Non è stata  risolta, però, la criticità legata agli accessi al Pronto Soccorso, in numero elevato e con un ricambio costante, tra sospetti e contagiati che si vanno ad aggiungere ai cittadini che, per altri motivi, devono ricorrere alle cure urgenti. Ieri l’osservatorio regionale annoverava 5 pazienti Covid al Pronto Soccorso del “Madonna del Soccorso” di San Benedetto e 7 a quello del “Mazzoni”, dove nel corso del pomeriggio sono arrivato 10. In serata ne erano rimasti 5. Già stamattina sono attesi altri 2.

Gli infermieri in particolare non ce la fanno più, soprattutto la notte. Sono soli – poiché i medici intervengono solo se necessario, proprio per limitare la vestizione e svestizione – a gestire i Covid, 9 posti più due per eventuali intubati, da monitorare a turno, vestendo con i presidi adeguati per massimo 4 ore, trascorse le quali tuta e mascherina non garantiscono più la protezione necessaria. Nel reparto Covid i pazienti sono molto ben assisiti, ci sono i C-pap, i sistemi di ventilazione assistita. Ma non sono locali a pressione negativa. Gli operatori devono fare molta attenzione e la pressione, anche psicologica, è alta.

Poi, via i panni da area Covid per rimettere subito, la divisa da Pronto Soccorso “pulito”, senza un attimo di tregua o ricambio. Si parla di Ot “pulito” che, per rimanere tale, richiede l’isolamento iniziale dei sospetti, «non si può mai sapere chi “bussa alla porta” e la notte non c’è nemmeno il pre triage a fare da filtro», riferiscono gli operatori.

«Una donna – raccontano – qualche giorno fa è arrivata per un trauma cranico da caduta all’indietro. Al controllo di rito, aveva 38 di febbre. Tampone subito, come per tutti: era positiva. Tutti i sospetti, o coloro che necessitano di ricovero, prima dell’esito del tampone sono lasciati in attesa in un’apposita stanza. Ma non da soli. Noi infermieri dobbiamo esserci».

Ed è così per tutti quelli che arrivano per febbre, diarrea e tosse: se contagiati, vengono messi nell’Ot rossa, che spesso è piena: «Abbiamo dovuto lasciare in ambulanza, fuori dal Pronto Soccorso, un paziente positivo che non sapevamo dove mettere, in quanto l’Ot rossa era piena. E’ rimasto lì per qualche ora», sono ancora le parole di un infermiere.

In questo periodo, tra i ricoverati, molti hanno circa 50 anni.

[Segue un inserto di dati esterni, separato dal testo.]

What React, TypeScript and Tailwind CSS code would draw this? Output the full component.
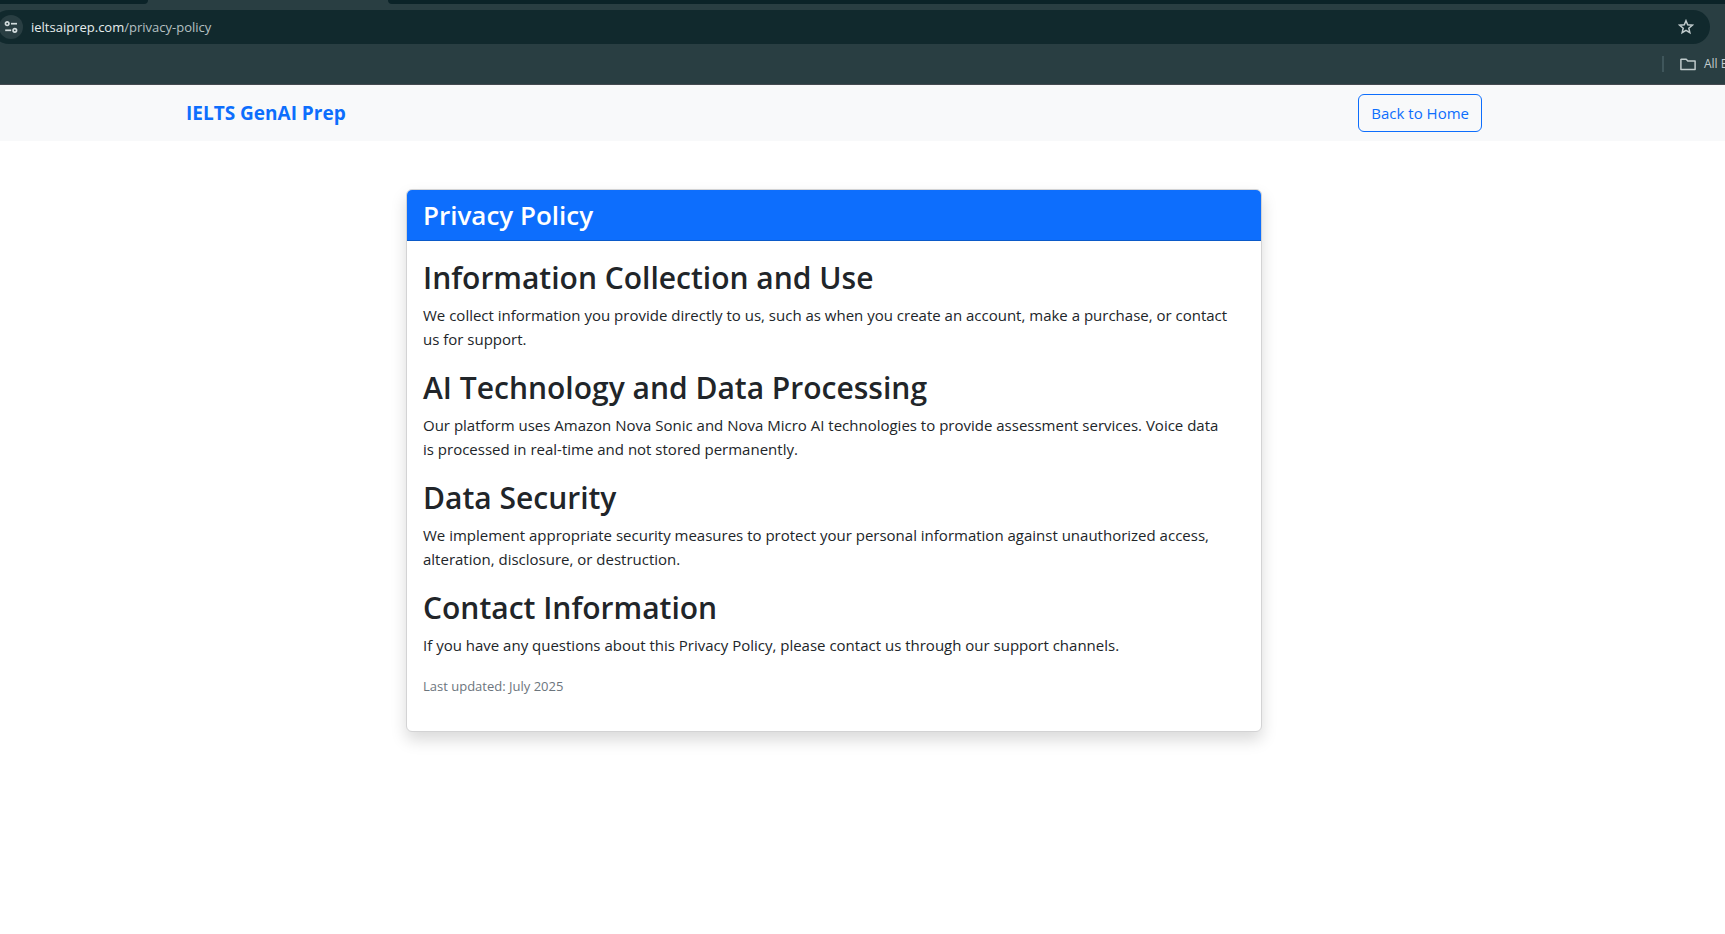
const sections = [
  {
    title: 'Information Collection and Use',
    body: 'We collect information you provide directly to us, such as when you create an account, make a purchase, or contact us for support.',
  },
  {
    title: 'AI Technology and Data Processing',
    body: 'Our platform uses Amazon Nova Sonic and Nova Micro AI technologies to provide assessment services. Voice data is processed in real-time and not stored permanently.',
  },
  {
    title: 'Data Security',
    body: 'We implement appropriate security measures to protect your personal information against unauthorized access, alteration, disclosure, or destruction.',
  },
  {
    title: 'Contact Information',
    body: 'If you have any questions about this Privacy Policy, please contact us through our support channels.',
  },
];

function SiteSettingsIcon() {
  return (
    <svg width="14" height="14" viewBox="0 0 14 14" fill="none" stroke="#d3dcdd" strokeWidth="1.7" aria-hidden="true">
      <circle cx="3.2" cy="3.7" r="1.75" />
      <path d="M7 3.7h6" />
      <path d="M1.2 10.3h6" />
      <circle cx="10.8" cy="10.3" r="1.75" />
    </svg>
  );
}

function StarIcon() {
  return (
    <svg width="16" height="16" viewBox="0 0 16 16" fill="none" stroke="#c0cbcc" strokeWidth="1.5" aria-hidden="true">
      <path d="M8 1.7l1.7 4.1 4.6.4-3.5 3 1.05 4.4L8 11.3l-3.85 2.3L5.2 9.2l-3.5-3 4.6-.4z" />
    </svg>
  );
}

function FolderIcon() {
  return (
    <svg width="16" height="13" viewBox="0 0 16 13" fill="none" stroke="#c0cbcc" strokeWidth="1.5" strokeLinejoin="round" aria-hidden="true">
      <path d="M.9 1.5v9.9h14.2V2.9H7.8L6.2 1.2H1.2z" />
    </svg>
  );
}

function BrowserBar() {
  return (
    <header className="overflow-hidden border-b border-[#444a50] bg-[#293e42]">
      <div className="flex h-1">
        <div className="w-[148px] rounded-br-lg bg-[#0b2328]" />
        <div className="w-[240px]" />
        <div className="flex-1 rounded-bl-lg bg-[#0b2328]" />
      </div>
      <div className="mt-1.5 -ml-2 mr-[15px] flex h-[34px] items-center rounded-full bg-[#11292d] pr-4 pl-[7px]">
        <button type="button" aria-label="View site information" className="flex size-6 shrink-0 items-center justify-center rounded-full bg-[#293e42]">
          <SiteSettingsIcon />
        </button>
        <label className="ml-2 flex flex-1 text-[13px] leading-5">
          <span className="text-[#e6eded]">ieltsaiprep.com</span>
          <input
            type="text"
            aria-label="Address"
            defaultValue="/privacy-policy"
            className="min-w-0 flex-1 bg-transparent p-0 text-[#b5c0c2] outline-none"
          />
        </label>
        <button type="button" aria-label="Bookmark this page">
          <StarIcon />
        </button>
      </div>
      <div className="flex h-10 items-center justify-end">
        <div className="mr-4 h-4 w-0.5 bg-[#3f565b]" />
        <button type="button" className="flex w-[45px] items-center gap-2 overflow-hidden text-xs whitespace-nowrap text-[#c3cdce]">
          <span className="shrink-0">
            <FolderIcon />
          </span>
          All Bookmarks
        </button>
      </div>
    </header>
  );
}

export default function App() {
  return (
    <div className="min-h-screen bg-white font-['Open_Sans','Noto_Sans',sans-serif] text-[15px] leading-6 text-[#212529]">
      <BrowserBar />
      <nav className="bg-[#f8f9fa] py-2 pr-[57px]">
        <div className="mx-auto flex max-w-[1320px] items-center justify-between px-3">
          <a href="/" className="text-[19px] leading-10 font-bold text-[#0d6efd]">
            IELTS GenAI Prep
          </a>
          <a href="/" className="rounded-md border border-[#0d6efd] px-3 py-1.5 text-[#0d6efd]">
            Back to Home
          </a>
        </div>
      </nav>
      <main className="py-12 pr-[57px]">
        <article className="mx-auto max-w-[856px] rounded-md border border-[#d3d3d4] bg-white shadow-[0_8px_16px_rgba(0,0,0,0.15)]">
          <div className="rounded-t-[5px] border-b border-[#0b5ac9] bg-[#0d6efd] px-4 py-2">
            <h1 className="text-[26px] leading-[34px] font-semibold text-white">Privacy Policy</h1>
          </div>
          <div className="p-4">
            {sections.map((section) => (
              <section key={section.title} className="mb-4">
                <h2 className="mb-1 text-[30px] leading-[42px] font-semibold">{section.title}</h2>
                <p className="pr-3.5">{section.body}</p>
              </section>
            ))}
            <p className="mb-4 text-[13px] leading-[26px] text-[#6c757d]">Last updated: July 2025</p>
          </div>
        </article>
      </main>
    </div>
  );
}
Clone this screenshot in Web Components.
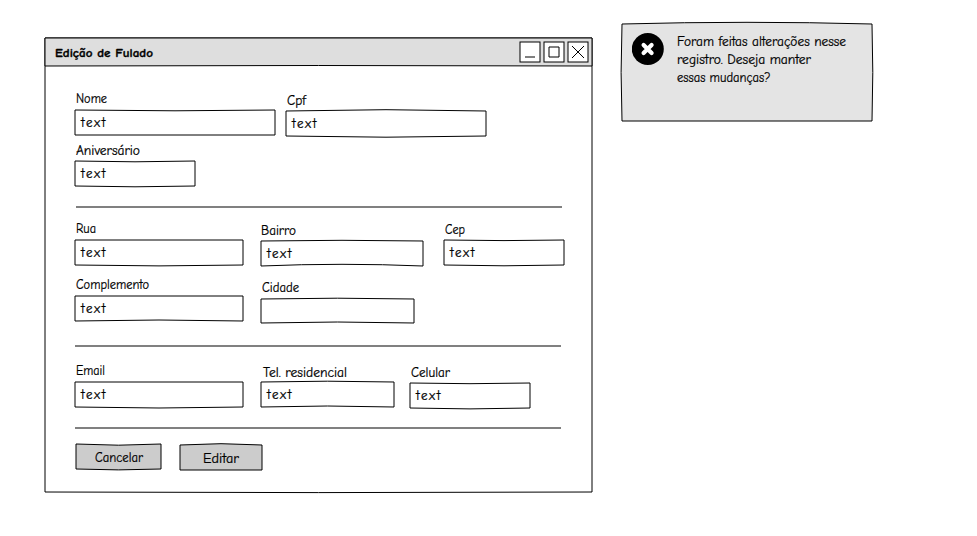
<!DOCTYPE html>
<html lang="pt-BR">
<head>
<meta charset="utf-8">
<title>Edição de Fulado</title>
<style>
body { margin: 0; background: #fff; color: #000; font: 13px "Comic Sans MS", "Comic Neue", "Open Sans", sans-serif; }
main { display: flex; align-items: flex-start; padding: 24px 0 0 45px; width: 932px; height: 512px; box-sizing: border-box; }
sk-window { margin-top: 14px; }
sk-alert { margin-left: 30px; }
.row { display: flex; align-items: flex-start; }
</style>
</head>
<body>
<main>
  <sk-window heading="Edição de Fulado">
    <div class="row">
      <sk-field label="Nome" lw="31" w="200" gap="2" value="text" bend="0.8,0,0,0"></sk-field>
      <sk-field label="Cpf" lw="19" w="200" gap="1" value="text" bend="-1.3,0,1.2,0" style="margin:2px 0 0 11px"></sk-field>
    </div>
    <div class="row" style="margin-top:6px">
      <sk-field label="Aniversário" lw="64" w="120" gap="1" value="text" bend="0.8,0,0.8,0"></sk-field>
    </div>
    <sk-rule style="margin:20px 0 0 1px"></sk-rule>
    <div class="row" style="margin-top:12px">
      <sk-field label="Rua" lw="20" w="168" gap="2" value="text" bend="0,0,0.9,0"></sk-field>
      <sk-field label="Bairro" lw="35" lx="0" w="162" gap="1" value="text" bend="-0.7,0,-1.7,0" style="margin:2px 0 0 18px"></sk-field>
      <sk-field label="Cep" lw="20" w="120" gap="1" value="text" bend="0.6,0,0.8,0" style="margin:1px 0 0 21px"></sk-field>
    </div>
    <div class="row" style="margin-top:10px">
      <sk-field label="Complemento" lw="73" w="168" gap="2" value="text" bend="0,0,-1,0"></sk-field>
      <sk-field label="Cidade" lw="37" w="153" h="24" gap="2" bend="-0.8,0,-1,0" style="margin:3px 0 0 18px"></sk-field>
    </div>
    <sk-rule style="margin-top:22px"></sk-rule>
    <div class="row" style="margin-top:15px">
      <sk-field label="Email" lw="29" w="168" gap="2" value="text" bend="0,0,1,0"></sk-field>
      <sk-field label="Tel. residencial" lx="2" lw="84" w="133" gap="0" value="text" bend="-0.8,0,-1,0" style="margin:2px 0 0 18px"></sk-field>
      <sk-field label="Celular" lw="39" w="120" gap="1" value="text" bend="0.7,0,0.9,0" style="margin:2px 0 0 16px"></sk-field>
    </div>
    <sk-rule style="margin-top:19px"></sk-rule>
    <div class="row" style="margin-top:15px">
      <sk-button label="Cancelar" lw="48" lx="19" w="85" bend="1.2,0,0.9,0" style="margin-left:1px"></sk-button>
      <sk-button label="Editar" lw="36" lx="23" w="82" bend="-1.3,0,0,0" style="margin:1px 0 0 19px"></sk-button>
    </div>
  </sk-window>
  <sk-alert></sk-alert>
</main>
<script>
class SkElement extends HTMLElement {
  connectedCallback() {
    if (!this.shadowRoot) this.attachShadow({ mode: "open" }).innerHTML = this.render();
  }
  n(name, fallback = 0) {
    return this.hasAttribute(name) ? Number(this.getAttribute(name)) : fallback;
  }
}

// A single line of text fitted to a given width; its baseline is 13px from the top.
customElements.define("sk-text", class extends SkElement {
  render() {
    const w = this.n("w"), bold = this.hasAttribute("bold");
    return `<style>:host{display:block;width:${w}px;height:18px;flex:none}svg{display:block;overflow:visible}
      text{font-size:${this.n("size", 13)}px;font-weight:${bold ? 700 : 400};fill:#000;stroke:#000;stroke-width:${bold ? 0.35 : 0.22}px}</style>
      <svg width="${w}" height="18"><text x="0" y="13.4" textLength="${w}" lengthAdjust="${this.getAttribute("adjust") || "spacingAndGlyphs"}">${this.getAttribute("text")}</text></svg>`;
  }
});

// A hand-drawn box; bend bows the top, right, bottom and left edges.
customElements.define("sk-box", class extends SkElement {
  render() {
    const w = this.n("w"), h = this.n("h"), fill = this.getAttribute("fill") || "#fff";
    const [t, r, b, l] = (this.getAttribute("bend") || "0,0,0,0").split(",").map(Number);
    return `<style>:host{display:grid;width:${w}px;height:${h}px;flex:none}
      svg,div{grid-area:1/1;display:block;overflow:visible;min-width:0}</style>
      <svg width="${w}" height="${h}"><path d="M0 0Q${w / 2} ${2 * t} ${w} 0Q${w + 2 * r} ${h / 2} ${w} ${h}Q${w / 2} ${h + 2 * b} 0 ${h}Q${2 * l} ${h / 2} 0 0Z" fill="${fill}" stroke="#000" stroke-linejoin="round"/></svg>
      <div><slot></slot></div>`;
  }
});

customElements.define("sk-field", class extends SkElement {
  render() {
    const value = this.getAttribute("value"), w = this.n("w");
    return `<style>:host{display:flex;flex-direction:column;width:${w}px;flex:none}
      .label{padding:0 0 ${this.n("gap")}px ${this.n("lx", 1)}px}.value{padding:4px 0 0 5.5px}</style>
      <div class="label"><sk-text text="${this.getAttribute("label")}" w="${this.n("lw")}"></sk-text></div>
      <sk-box w="${w}" h="${this.n("h", 25)}" bend="${this.getAttribute("bend")}">
      ${value ? `<div class="value"><sk-text text="${value}" w="24.5" adjust="spacing"></sk-text></div>` : ""}</sk-box>`;
  }
});

customElements.define("sk-rule", class extends SkElement {
  render() {
    return `<style>:host{display:block;width:486px;height:2px;background:#808080}</style>`;
  }
});

customElements.define("sk-button", class extends SkElement {
  render() {
    return `<style>:host{display:block;flex:none}.t{padding:5px 0 0 ${this.n("lx")}px}</style>
      <sk-box w="${this.n("w")}" h="25" fill="#ccc" bend="${this.getAttribute("bend")}">
      <div class="t"><sk-text text="${this.getAttribute("label")}" w="${this.n("lw")}"></sk-text></div></sk-box>`;
  }
});

customElements.define("sk-window", class extends SkElement {
  render() {
    const icon = d => `<svg width="20" height="20"><rect width="20" height="20" fill="#fff" stroke="#000"/><path d="${d}" fill="none" stroke="#000"/></svg>`;
    return `<style>:host{display:block;flex:none}
      .bar{display:flex;justify-content:space-between;padding:4px 4px 0 10px}
      .title{padding-top:2px}.icons{display:flex;gap:4px}svg{display:block;overflow:visible}
      .content{padding:24px 0 0 30px}</style>
      <sk-box w="547" h="454" bend="0,0,0.6,0">
        <sk-box w="547" h="28" fill="#dedede" bend="0,0,-0.5,0">
          <div class="bar"><div class="title"><sk-text bold size="12.5" text="${this.getAttribute("heading")}" w="98"></sk-text></div>
          <div class="icons">${icon("M5 15H15")}${icon("M5 5H15V15H5Z")}${icon("M4 4L16 16M16 4L4 16")}</div></div>
        </sk-box>
        <div class="content"><slot></slot></div>
      </sk-box>`;
  }
});

customElements.define("sk-alert", class extends SkElement {
  render() {
    return `<style>:host{display:block;flex:none}.in{display:flex;gap:13px;padding:9px 0 0 10px}
      svg{display:block;flex:none}</style>
      <sk-box w="250" h="97" fill="#e4e4e4" bend="-1.7,0.8,0,-0.9"><div class="in">
        <svg width="32" height="32" viewBox="0 0 32 32"><circle cx="15.8" cy="16" r="16" fill="#000"/><path d="M11.6 12L19.6 20M19.6 12L11.6 20" stroke="#fff" stroke-width="4.2" stroke-linecap="round"/></svg>
        <div><sk-text text="Foram feitas alterações nesse" w="169"></sk-text>
        <sk-text text="registro. Deseja manter" w="134"></sk-text>
        <sk-text text="essas mudanças?" w="93.5"></sk-text></div>
      </div></sk-box>`;
  }
});
</script>
</body>
</html>
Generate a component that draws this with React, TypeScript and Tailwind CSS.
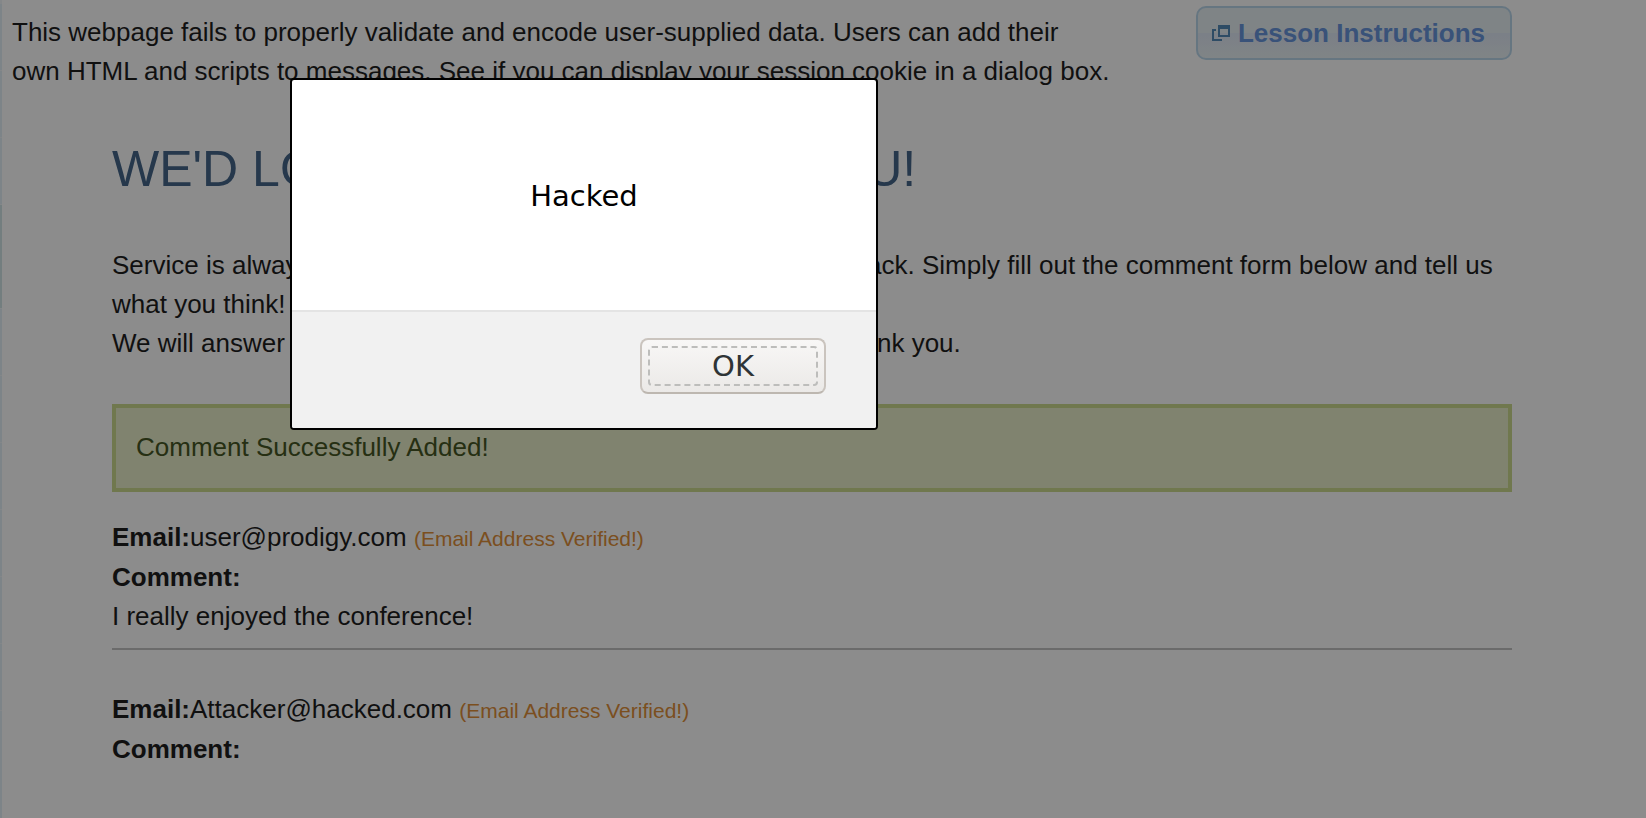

Alcuni non sono vaccinati, ma altri sì, perché il virus è molto contagioso e la risposta immunitaria al vaccino non è uguale per tutti. E’ pur vero che diversi di questi pazienti che arrivano al Pronto Soccorso, poi tornano a casa. Ma il momento dell’accoglienza, dei controlli e dell’avvio delle procedure, della visita di controllo del medico del Pronto Soccorso, della Tac, resta a carico del personale dell’emergenza.  Se poi c’è bisogno del ricovero, a stabilirlo è il consulto con lo pneumlogo, i pazienti vengono assorbiti dalla rete regionale.